Wrong. At morning tea, horror stories began to emerge. Some users hadn’t backed up their code for months, while others didn’t have a single backup copy. I sat there drinking my coffee, dumbfounded. My backup habits border on obsessive compulsive. Programming is such a tedious and time consuming task that I can’t stand the thought of repeating even a single minute of it. I always backup at the end of the day, often backup prior to going for lunch, and sometimes even do a quick backup before taking a toilet break! Many people offered the excuse that they had incorrectly assumed that the IT staff were conducting some kind of regular backup. Even if this were true (as it is in many workplaces), relying on the IT guys to do your backups is kind of like giving your passport to your Mum for safekeeping. As a responsible adult (or research scientist) you should really take personal responsibility for looking after critically important documents (or code).

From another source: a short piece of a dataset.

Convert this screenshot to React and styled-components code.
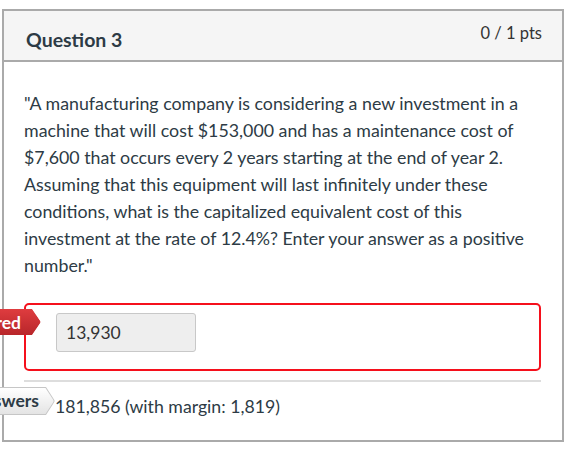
import React from "react";
import styled, { createGlobalStyle } from "styled-components";

const GlobalStyle = createGlobalStyle`
  body {
    margin: 0;
    background: #fff;
    font-family: Lato, "Open Sans", sans-serif;
    color: #2d3b45;
  }
`;

const Card = styled.div`
  width: 558px;
  margin: 9px 0 0 2px;
  border: 2px solid #aaa;
  background: #fff;
`;

const Header = styled.div`
  height: 49px;
  background: #f5f5f5;
  border-bottom: 2px solid #aaa;
  display: flex;
  justify-content: space-between;
  align-items: flex-start;
  padding: 0 20px 0 22px;
`;

const Title = styled.h2`
  margin: 16px 0 0;
  font-size: 19.5px;
  font-weight: 700;
  line-height: 26px;
  color: #2d3b45;
`;

const Points = styled.div`
  margin-top: 11px;
  font-size: 16.5px;
  line-height: 22px;
  color: #333;
`;

const Body = styled.div`
  padding: 28px 21px 21px 20px;
`;

const QuestionText = styled.p`
  margin: 0;
  font-size: 17.8px;
  line-height: 27px;
  color: #2d3b45;
`;

const AnswerBox = styled.div`
  position: relative;
  margin-top: 24px;
  border: 2px solid #f5101c;
  border-radius: 5px;
  padding: 8px 30px 17px;
`;

const Input = styled.div`
  width: 129px;
  height: 37px;
  box-sizing: content-box;
  background: #eee;
  border: 1px solid #c8c8c8;
  border-radius: 3px;
  padding: 0 0 0 9px;
  display: flex;
  align-items: center;
  font-size: 17.5px;
  color: #333;
`;

const TagShape = styled.div`
  position: absolute;
  left: ${({ $left }) => $left}px;
  top: ${({ $top }) => $top}px;
  transform: translateX(-100%);
  height: ${({ $h }) => $h}px;
  box-sizing: border-box;
  padding: ${({ $bordered }) => ($bordered ? "1px" : "0")};
  background: ${({ $bordered }) => ($bordered ? "#c6c6c6" : "transparent")};
  clip-path: polygon(0 0, calc(100% - 9px) 0, 100% 50%, calc(100% - 9px) 100%, 0 100%);
`;

const TagFace = styled.div`
  height: 100%;
  box-sizing: border-box;
  padding: 0 ${({ $red }) => ($red ? 20 : 15)}px 0 10px;
  white-space: nowrap;
  display: flex;
  align-items: center;
  font-size: 17.5px;
  font-weight: 700;
  color: ${({ $red }) => ($red ? "#fff" : "#2d3b45")};
  background: ${({ $red }) =>
    $red
      ? "linear-gradient(#df3c3f, #b8262a)"
      : "linear-gradient(#ffffff, #e4e4e4)"};
  clip-path: polygon(0 0, calc(100% - 8.5px) 0, 100% 50%, calc(100% - 8.5px) 100%, 0 100%);
`;

const Divider = styled.div`
  height: 2px;
  background: #ddd;
  margin-top: 9px;
`;

const CorrectRow = styled.div`
  position: relative;
  padding: 13px 0 0 31px;
  font-size: 17.7px;
  line-height: 24px;
  color: #2d3b45;
`;

export default function App() {
  return (
    <>
      <GlobalStyle />
      <Card>
        <Header>
          <Title>Question 3</Title>
          <Points>0 / 1 pts</Points>
        </Header>
        <Body>
          <QuestionText>
            "A manufacturing company is considering a new investment in a
            machine that will cost $153,000 and has a maintenance cost of
            $7,600 that occurs every 2 years starting at the end of year 2.
            Assuming that this equipment will last infinitely under these
            conditions, what is the capitalized equivalent cost of this
            investment at the rate of 12.4%? Enter your answer as a positive
            number."
          </QuestionText>
          <AnswerBox>
            <TagShape $left={15} $top={4} $h={26}>
              <TagFace $red>You Answered</TagFace>
            </TagShape>
            <Input>13,930</Input>
          </AnswerBox>
          <Divider />
          <CorrectRow>
            <TagShape $left={31} $top={5} $h={28} $bordered>
              <TagFace>Correct Answers</TagFace>
            </TagShape>
            181,856 (with margin: 1,819)
          </CorrectRow>
        </Body>
      </Card>
    </>
  );
}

I suspect that one reason why people don’t regularly backup their work is that they aren’t aware of how easy it is these days. While everyone’s backup needs will be slightly different, here’s my take on backing up code, data and other general files.

 
1. Code

I’ve spoken previously about the fundamental importance of having all your code under version control. I won’t go into the details again here, but version control systems like svn or git basically allow you to keep a complete revision history of your code, so that you can retrieve any previous version at any time. In the context of avoiding disaster if/when your local server crashes, the most important thing is to have a copy of your svn or git code repository stored on an external hosting service. That service could be as simple as a USB drive that you keep on your key chain, however there are also many free online hosting services out there (e.g. Bitbucket, GitHub) – see my previous post for details. Unlike your USB drive, these online services make it really easy to collaborate with others and share code, with additional features like wiki pages and issue/bug tracking systems.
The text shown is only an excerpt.